WRITTEN TASK: Return the whole listing, line for line, without the pictures in it.
******
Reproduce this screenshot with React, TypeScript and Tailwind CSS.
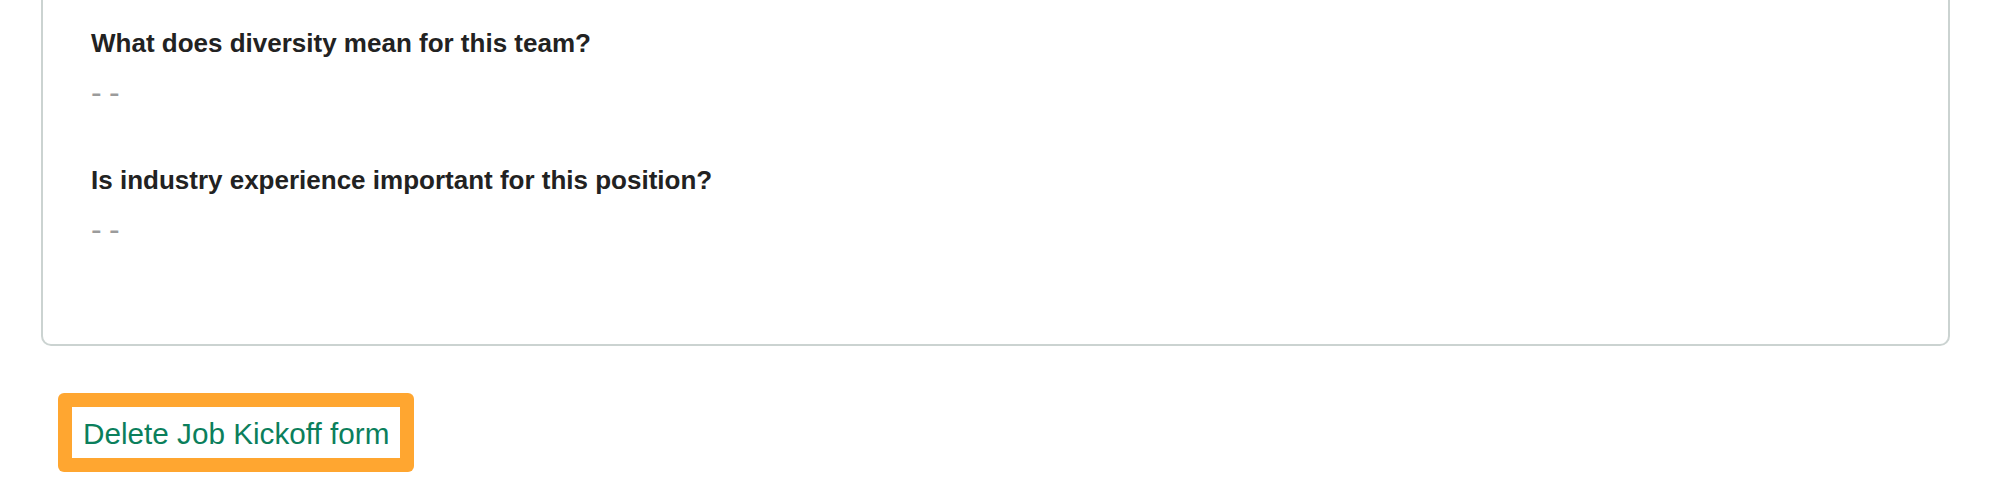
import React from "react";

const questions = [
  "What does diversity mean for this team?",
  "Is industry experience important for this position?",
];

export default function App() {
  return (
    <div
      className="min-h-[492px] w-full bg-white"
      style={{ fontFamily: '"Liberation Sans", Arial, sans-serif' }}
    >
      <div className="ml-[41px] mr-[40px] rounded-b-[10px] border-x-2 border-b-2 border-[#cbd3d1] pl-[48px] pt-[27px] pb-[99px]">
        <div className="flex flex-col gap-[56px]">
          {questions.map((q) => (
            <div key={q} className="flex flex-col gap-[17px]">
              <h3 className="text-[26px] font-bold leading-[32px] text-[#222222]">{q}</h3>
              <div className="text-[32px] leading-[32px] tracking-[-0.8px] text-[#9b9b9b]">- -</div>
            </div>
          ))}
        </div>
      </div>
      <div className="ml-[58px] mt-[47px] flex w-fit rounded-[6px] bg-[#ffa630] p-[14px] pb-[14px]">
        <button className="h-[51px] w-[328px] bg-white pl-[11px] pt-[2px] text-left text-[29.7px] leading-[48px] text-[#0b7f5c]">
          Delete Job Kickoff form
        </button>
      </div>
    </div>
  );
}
******
OUTPUT FOR THIS TASK:
Reproduce this screenshot with React, TypeScript and Tailwind CSS.
import React from "react";

const questions = [
  "What does diversity mean for this team?",
  "Is industry experience important for this position?",
];

export default function App() {
  return (
    <div
      className="min-h-[492px] w-full bg-white"
      style={{ fontFamily: '"Liberation Sans", Arial, sans-serif' }}
    >
      <div className="ml-[41px] mr-[40px] rounded-b-[10px] border-x-2 border-b-2 border-[#cbd3d1] pl-[48px] pt-[27px] pb-[99px]">
        <div className="flex flex-col gap-[56px]">
          {questions.map((q) => (
            <div key={q} className="flex flex-col gap-[17px]">
              <h3 className="text-[26px] font-bold leading-[32px] text-[#222222]">{q}</h3>
              <div className="text-[32px] leading-[32px] tracking-[-0.8px] text-[#9b9b9b]">- -</div>
            </div>
          ))}
        </div>
      </div>
      <div className="ml-[58px] mt-[47px] flex w-fit rounded-[6px] bg-[#ffa630] p-[14px] pb-[14px]">
        <button className="h-[51px] w-[328px] bg-white pl-[11px] pt-[2px] text-left text-[29.7px] leading-[48px] text-[#0b7f5c]">
          Delete Job Kickoff form
        </button>
      </div>
    </div>
  );
}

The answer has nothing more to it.